Accelerating from 0 to 460
Posted In Editorial
From a first glance, he’s your typical outspoken eleven-year-old with a pension for getting into mischief. His bright smile is contagious and his laugh can be heard from all around the paddock as he runs around with his posse of ten and eleven-year-old boys. As race time rolls around, something about him changes, a bit of a transformation, an intensity not common in your average eleven, twelve, or even thirteen-year-old. He walks inside his trailer, kisses his baby sister on the cheek and then heads over to his bike. His father helps him buckle his AGV Rossi replica helmet, kisses him on the top of his head, then pushes him off on his Rossi replica NSR 50, fully emblazoned with a bright yellow 46. For a moment I think I’m in the small seaside town of Tavullia, Italy in the early nineties witnessing first hand, the beginnings of a star of a magnitude that at that point was incomprehensible. The similarities don’t end on the looks alone.

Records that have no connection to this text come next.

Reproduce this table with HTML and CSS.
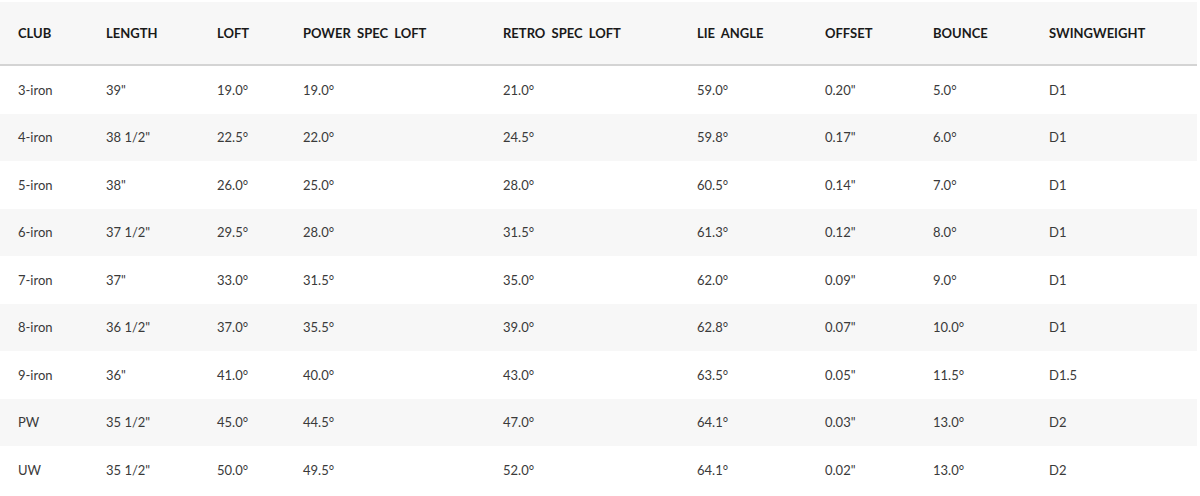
FILE: index.html
```html
<!DOCTYPE html>
<html>
<head>
<meta charset="utf-8">
<link rel="stylesheet" href="styles.css">
</head>
<body>
<table class="specs">
  <colgroup>
    <col class="c1"><col class="c2"><col class="c3"><col class="c4"><col class="c5"><col class="c6"><col class="c7"><col class="c8"><col class="c9">
  </colgroup>
  <thead>
    <tr><th>CLUB</th><th>LENGTH</th><th>LOFT</th><th>POWER SPEC LOFT</th><th>RETRO SPEC LOFT</th><th>LIE ANGLE</th><th>OFFSET</th><th>BOUNCE</th><th>SWINGWEIGHT</th></tr>
  </thead>
  <tbody>
    <tr><td>3-iron</td><td>39"</td><td>19.0°</td><td>19.0°</td><td>21.0°</td><td>59.0°</td><td>0.20"</td><td>5.0°</td><td>D1</td></tr>
    <tr><td>4-iron</td><td>38 1/2"</td><td>22.5°</td><td>22.0°</td><td>24.5°</td><td>59.8°</td><td>0.17"</td><td>6.0°</td><td>D1</td></tr>
    <tr><td>5-iron</td><td>38"</td><td>26.0°</td><td>25.0°</td><td>28.0°</td><td>60.5°</td><td>0.14"</td><td>7.0°</td><td>D1</td></tr>
    <tr><td>6-iron</td><td>37 1/2"</td><td>29.5°</td><td>28.0°</td><td>31.5°</td><td>61.3°</td><td>0.12"</td><td>8.0°</td><td>D1</td></tr>
    <tr><td>7-iron</td><td>37"</td><td>33.0°</td><td>31.5°</td><td>35.0°</td><td>62.0°</td><td>0.09"</td><td>9.0°</td><td>D1</td></tr>
    <tr><td>8-iron</td><td>36 1/2"</td><td>37.0°</td><td>35.5°</td><td>39.0°</td><td>62.8°</td><td>0.07"</td><td>10.0°</td><td>D1</td></tr>
    <tr><td>9-iron</td><td>36"</td><td>41.0°</td><td>40.0°</td><td>43.0°</td><td>63.5°</td><td>0.05"</td><td>11.5°</td><td>D1.5</td></tr>
    <tr><td>PW</td><td>35 1/2"</td><td>45.0°</td><td>44.5°</td><td>47.0°</td><td>64.1°</td><td>0.03"</td><td>13.0°</td><td>D2</td></tr>
    <tr><td>UW</td><td>35 1/2"</td><td>50.0°</td><td>49.5°</td><td>52.0°</td><td>64.1°</td><td>0.02"</td><td>13.0°</td><td>D2</td></tr>
  </tbody>
</table>
</body>
</html>
```
FILE: styles.css
```css
html, body {
  margin: 0;
  padding: 0;
  background: #ffffff;
}
body {
  padding-top: 2px;
  font-family: "Lato", "Liberation Sans", sans-serif;
}
.specs {
  width: 1197px;
  table-layout: fixed;
  border-collapse: collapse;
  border-spacing: 0;
}
.c1 { width: 88px; }
.c2 { width: 111px; }
.c3 { width: 86px; }
.c4 { width: 200px; }
.c5 { width: 194px; }
.c6 { width: 128px; }
.c7 { width: 108px; }
.c8 { width: 116px; }
.c9 { width: 166px; }
.specs th {
  background: #f7f7f7;
  height: 61px;
  padding: 0 0 0 18px;
  text-align: left;
  vertical-align: middle;
  font-size: 13px;
  font-weight: 700;
  word-spacing: 3px;
  color: #1a1a1a;
  border-bottom: 2px solid #d4d4d4;
  box-sizing: border-box;
}
.specs thead tr { height: 63px; }
.specs td {
  height: 47.5px;
  padding: 0 0 0 18px;
  font-size: 13px;
  color: #3a3a3a;
  vertical-align: middle;
  white-space: nowrap;
}
.specs tbody tr:nth-child(even) td {
  background: #f7f7f7;
}
```
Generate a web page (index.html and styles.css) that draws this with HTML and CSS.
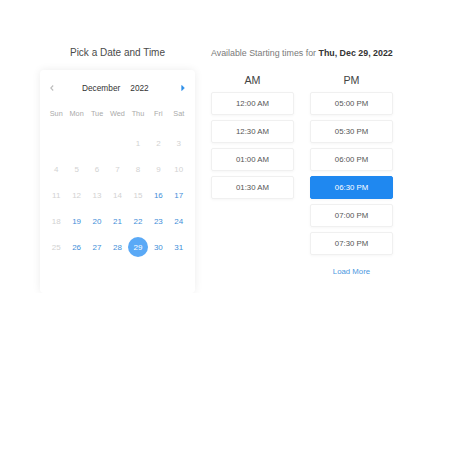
FILE: index.html
```html
<!DOCTYPE html>
<html>
<head>
<meta charset="utf-8">
<link rel="stylesheet" href="styles.css">
</head>
<body>
<div class="page">
  <div class="left">
    <div class="title">Pick a Date and Time</div>
    <div class="card">
      <div class="cal-head">
        <span class="arrow prev"><svg width="6" height="8" viewBox="0 0 6 8"><path d="M4.2 1.5 L1.8 4 L4.2 6.5" fill="none" stroke="#bdbdbd" stroke-width="1.1"/></svg></span>
        <span class="month">December</span>
        <span class="year">2022</span>
        <span class="arrow next"><svg width="6" height="8" viewBox="0 0 6 8"><path d="M1.8 1.5 L4.3 4 L1.8 6.5 Z" fill="#2d8ee8" stroke="#2d8ee8" stroke-width="0.8" stroke-linejoin="round"/></svg></span>
      </div>
      <div class="weekdays">
        <span>Sun</span><span>Mon</span><span>Tue</span><span>Wed</span><span>Thu</span><span>Fri</span><span>Sat</span>
      </div>
      <div class="days">
        <span></span><span></span><span></span><span></span>
        <span class="off">1</span><span class="off">2</span><span class="off">3</span>
        <span class="off">4</span><span class="off">5</span><span class="off">6</span><span class="off">7</span><span class="off">8</span><span class="off">9</span><span class="off">10</span>
        <span class="off">11</span><span class="off">12</span><span class="off">13</span><span class="off">14</span><span class="off">15</span><span class="on">16</span><span class="on">17</span>
        <span class="off">18</span><span class="on">19</span><span class="on">20</span><span class="on">21</span><span class="on">22</span><span class="on">23</span><span class="on">24</span>
        <span class="off">25</span><span class="on">26</span><span class="on">27</span><span class="on">28</span><span class="sel"><b>29</b></span><span class="on">30</span><span class="on">31</span>
      </div>
    </div>
  </div>
  <div class="right">
    <div class="avail">Available Starting times for <strong>Thu, Dec 29, 2022</strong></div>
    <div class="cols">
      <div class="col">
        <div class="col-head">AM</div>
        <div class="slots">
          <div class="slot">12:00 AM</div>
          <div class="slot">12:30 AM</div>
          <div class="slot">01:00 AM</div>
          <div class="slot">01:30 AM</div>
        </div>
      </div>
      <div class="col">
        <div class="col-head">PM</div>
        <div class="slots">
          <div class="slot">05:00 PM</div>
          <div class="slot">05:30 PM</div>
          <div class="slot">06:00 PM</div>
          <div class="slot active">06:30 PM</div>
          <div class="slot">07:00 PM</div>
          <div class="slot">07:30 PM</div>
        </div>
        <div class="more">Load More</div>
      </div>
    </div>
  </div>
</div>
</body>
</html>
```

FILE: styles.css
```css
* { box-sizing: border-box; }
html, body { margin: 0; background: #fff; }
body { font-family: "Liberation Sans", Arial, sans-serif; color: #555; }

.page {
  display: flex;
  gap: 16px;
  padding: 45px 0 0 40px;
}

.left { width: 155px; }

.title {
  text-align: center;
  font-size: 10px;
  line-height: 16px;
  color: #4a4a4a;
  margin-bottom: 9px;
}

.card {
  border-radius: 4px;
  box-shadow: 0 0 8px rgba(0, 0, 0, 0.08);
  padding: 10px 6px 33px;
}

.cal-head {
  display: flex;
  align-items: center;
  height: 16px;
  font-size: 8.3px;
  color: #333;
}
.arrow {
  width: 12px;
  display: flex;
  justify-content: center;
  align-items: center;
}
.month { margin-left: 24px; }
.year { margin-left: 10px; }
.next { margin-left: auto; }

.weekdays {
  display: grid;
  grid-template-columns: repeat(7, 1fr);
  margin-top: 7px;
  height: 20px;
  align-items: center;
  text-align: center;
  font-size: 7.3px;
  color: #aaa;
}

.days {
  display: grid;
  grid-template-columns: repeat(7, 1fr);
  grid-auto-rows: 26px;
  margin-top: 7px;
  text-align: center;
  font-size: 8px;
  align-items: center;
}
.days span { display: flex; justify-content: center; align-items: center; height: 26px; }
.days .off { color: #d2d2d2; }
.days .on { color: #3f8fd9; }
.days .sel b {
  display: flex;
  justify-content: center;
  align-items: center;
  width: 20px;
  height: 20px;
  border-radius: 50%;
  background: #5aa9f6;
  color: #fff;
  font-weight: normal;
}

.right { width: 182px; }

.avail {
  font-size: 8.85px;
  line-height: 16px;
  white-space: nowrap;
  color: #7a7a7a;
}
.avail strong { color: #333; font-weight: bold; }

.cols {
  display: flex;
  gap: 16px;
  margin-top: 11px;
}
.col { width: 83px; }
.col-head {
  text-align: center;
  font-size: 10.7px;
  line-height: 16px;
  color: #444;
  margin-bottom: 4px;
}
.slots {
  display: flex;
  flex-direction: column;
  gap: 5px;
}
.slot {
  height: 23px;
  border: 1px solid #f0f0f0;
  border-radius: 2px;
  box-shadow: 0 1px 3px rgba(0, 0, 0, 0.04);
  text-align: center;
  line-height: 21px;
  font-size: 7.8px;
  color: #555;
}
.slot.active {
  background: #1f88f0;
  border-color: #1f88f0;
  color: #fff;
}
.more {
  margin-top: 11px;
  text-align: center;
  font-size: 7.8px;
  line-height: 12px;
  color: #4b97e0;
}
```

I watch as this pint sized Rossi replica takes to the track, starting from the back of a fifteen-rider grid and working his way up to third by the end of the first lap. With two laps to go he makes an impossible pass for the lead and makes it work, only to be re-passed again on the long straight of the Buttonwillow Kart track. It’s clear his bike is down on power, losing two to three bike lengths to his competitor every time they hit the straight. The lack of power doesn’t stop him. With one lap remaining he makes a daring and hard pass for the lead, parents hold their breath as the two young aces lean on each other like seasoned veterans, surely he’s going to tuck the front and take out his competitor. Miraculously, he makes it stick. Even more miraculous, these incredible passes are a regular part of his routine. Losing out on the straight for the final time, he brakes so hard into the corner at the end of the straight that he makes up a two-bike length deficit and re-passes his rival.
It is clear to those of us who have watched him move up through the ranks that there is something special about this young rider. His dad keeping him on sub par machinery and putting him up against fast kids on superior bikes has taught him how to make the impossible possible, very reminiscent of a certain Valentino Rossi. Where there is a will there is a way. Young Anthony Alonso has more than enough will and no matter the situation, he always finds a way. Anthony went on to take another win in his 9 month long campaign for his third title. It’s not the first time I’ve heard the whispers, everyone at the club openly admits it, even the fathers of his biggest rivals admit that this kid truly is a mini Rossi and we are truly witnessing the beginnings of something great.
His name is Anthony Alonso, and although he is an eleven-year-old riding on underpowered machinery, he does lap times that are over a second faster than impossible, holding the lap record for his machinery at every track he has raced. In 2007 he won his first Championship in the 4.2 Pocketbike class in the Stockton Mini Road Racing Championship in Northern California. The following year he became the 2008 California NSR Cup Champion. In his final year on the mini tracks, Anthony currently leads the SMRRC Overall Championship, he sits in the top 5 of the SCminiGP Overall Championship, and leads the way in the SMRRC Mini GP, Mini GP Youth, and NSR Cup Championship. Most importantly, he truly loves what he does.
Next year Anthony will make the big step up to the big tracks on a Honda RS125. As dedicated as his family is to their son’s racing, dedication alone will not get them through the trying times and astronomical costs of racing in the ultra competitive 125 class. To campaign a single year of racing, the annual costs can be upwards of 25,000$. Because of this, sponsorship is crucial and it would be a shame to see such an innately talented individual be forced to abandon their dreams. So while Anthony continues to fight his battles on the track, off the track his family wages a war against the financial struggles that plague every racing family without the fortune of bottomless pockets.